-------- Given data --------
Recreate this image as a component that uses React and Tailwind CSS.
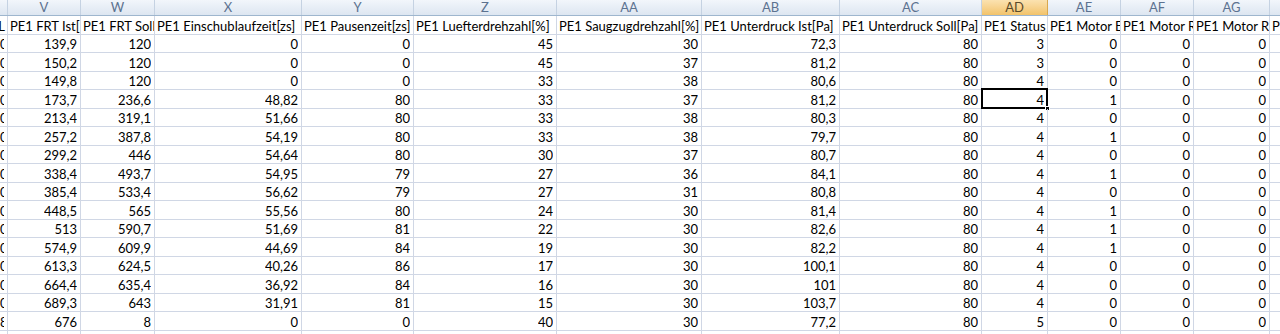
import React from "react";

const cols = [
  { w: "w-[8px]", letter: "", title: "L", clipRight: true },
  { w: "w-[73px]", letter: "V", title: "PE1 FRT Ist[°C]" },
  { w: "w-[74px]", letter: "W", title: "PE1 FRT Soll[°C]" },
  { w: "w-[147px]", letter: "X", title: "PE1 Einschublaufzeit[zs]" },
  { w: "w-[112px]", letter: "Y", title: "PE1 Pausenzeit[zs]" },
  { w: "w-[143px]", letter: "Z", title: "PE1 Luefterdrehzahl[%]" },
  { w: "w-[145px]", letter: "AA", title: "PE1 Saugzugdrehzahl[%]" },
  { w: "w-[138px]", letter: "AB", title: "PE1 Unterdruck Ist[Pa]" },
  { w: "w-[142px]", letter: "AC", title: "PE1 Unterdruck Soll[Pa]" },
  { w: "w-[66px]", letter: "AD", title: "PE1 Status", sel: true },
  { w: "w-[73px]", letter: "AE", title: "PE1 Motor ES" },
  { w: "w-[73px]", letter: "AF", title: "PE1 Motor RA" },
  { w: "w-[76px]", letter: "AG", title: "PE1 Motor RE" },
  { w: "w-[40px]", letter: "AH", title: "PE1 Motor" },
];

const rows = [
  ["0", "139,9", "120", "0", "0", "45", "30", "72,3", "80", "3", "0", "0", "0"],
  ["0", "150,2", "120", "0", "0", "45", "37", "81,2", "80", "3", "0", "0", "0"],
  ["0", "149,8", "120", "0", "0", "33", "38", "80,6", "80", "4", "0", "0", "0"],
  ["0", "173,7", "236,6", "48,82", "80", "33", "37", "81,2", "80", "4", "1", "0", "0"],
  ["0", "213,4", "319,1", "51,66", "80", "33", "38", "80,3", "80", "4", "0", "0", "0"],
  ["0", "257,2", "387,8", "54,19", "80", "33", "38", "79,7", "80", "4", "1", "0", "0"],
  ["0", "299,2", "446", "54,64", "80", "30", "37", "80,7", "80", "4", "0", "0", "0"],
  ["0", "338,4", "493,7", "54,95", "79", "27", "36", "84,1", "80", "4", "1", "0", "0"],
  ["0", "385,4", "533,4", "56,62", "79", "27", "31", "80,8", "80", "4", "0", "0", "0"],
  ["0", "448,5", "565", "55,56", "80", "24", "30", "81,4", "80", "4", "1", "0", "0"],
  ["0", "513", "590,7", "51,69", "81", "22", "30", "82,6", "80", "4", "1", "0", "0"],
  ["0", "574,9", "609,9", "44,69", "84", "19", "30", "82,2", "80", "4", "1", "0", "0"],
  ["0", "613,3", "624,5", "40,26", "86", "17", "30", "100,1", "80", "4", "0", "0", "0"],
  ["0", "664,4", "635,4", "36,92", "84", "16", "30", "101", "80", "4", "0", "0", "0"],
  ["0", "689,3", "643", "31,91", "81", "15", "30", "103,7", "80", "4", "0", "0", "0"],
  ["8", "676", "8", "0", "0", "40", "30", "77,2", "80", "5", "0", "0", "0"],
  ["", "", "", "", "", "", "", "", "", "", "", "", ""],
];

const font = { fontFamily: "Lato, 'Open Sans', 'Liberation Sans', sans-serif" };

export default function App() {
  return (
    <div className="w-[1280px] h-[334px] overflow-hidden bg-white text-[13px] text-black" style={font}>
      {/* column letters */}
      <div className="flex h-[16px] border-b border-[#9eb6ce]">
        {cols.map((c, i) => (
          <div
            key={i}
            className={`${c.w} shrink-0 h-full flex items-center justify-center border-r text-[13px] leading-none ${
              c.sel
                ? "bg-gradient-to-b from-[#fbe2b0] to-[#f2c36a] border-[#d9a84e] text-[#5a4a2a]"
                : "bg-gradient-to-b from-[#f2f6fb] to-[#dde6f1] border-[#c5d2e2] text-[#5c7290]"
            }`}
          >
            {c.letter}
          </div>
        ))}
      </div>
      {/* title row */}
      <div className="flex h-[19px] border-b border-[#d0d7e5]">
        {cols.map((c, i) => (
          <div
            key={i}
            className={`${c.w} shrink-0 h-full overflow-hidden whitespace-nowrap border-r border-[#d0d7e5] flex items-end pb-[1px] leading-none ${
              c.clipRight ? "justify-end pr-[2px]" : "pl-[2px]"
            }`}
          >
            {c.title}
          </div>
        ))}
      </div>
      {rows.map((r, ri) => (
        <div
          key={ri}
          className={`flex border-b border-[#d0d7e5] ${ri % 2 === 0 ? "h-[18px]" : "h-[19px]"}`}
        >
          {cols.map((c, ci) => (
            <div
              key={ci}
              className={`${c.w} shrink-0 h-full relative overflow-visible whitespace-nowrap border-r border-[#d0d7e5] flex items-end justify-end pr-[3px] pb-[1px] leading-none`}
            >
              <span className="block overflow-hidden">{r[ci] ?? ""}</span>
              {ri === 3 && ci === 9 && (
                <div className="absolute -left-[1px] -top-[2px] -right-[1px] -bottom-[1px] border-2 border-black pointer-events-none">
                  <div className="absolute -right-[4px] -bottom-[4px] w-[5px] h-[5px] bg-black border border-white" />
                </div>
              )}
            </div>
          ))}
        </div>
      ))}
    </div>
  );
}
--------
▶ _Exercise task_
Only the lines from the start of the material through the line containing "import React from" should be transcribed. Pictures stay out.

▶ _Answer to this task_
Recreate this image as a component that uses React and Tailwind CSS.
import React from "react";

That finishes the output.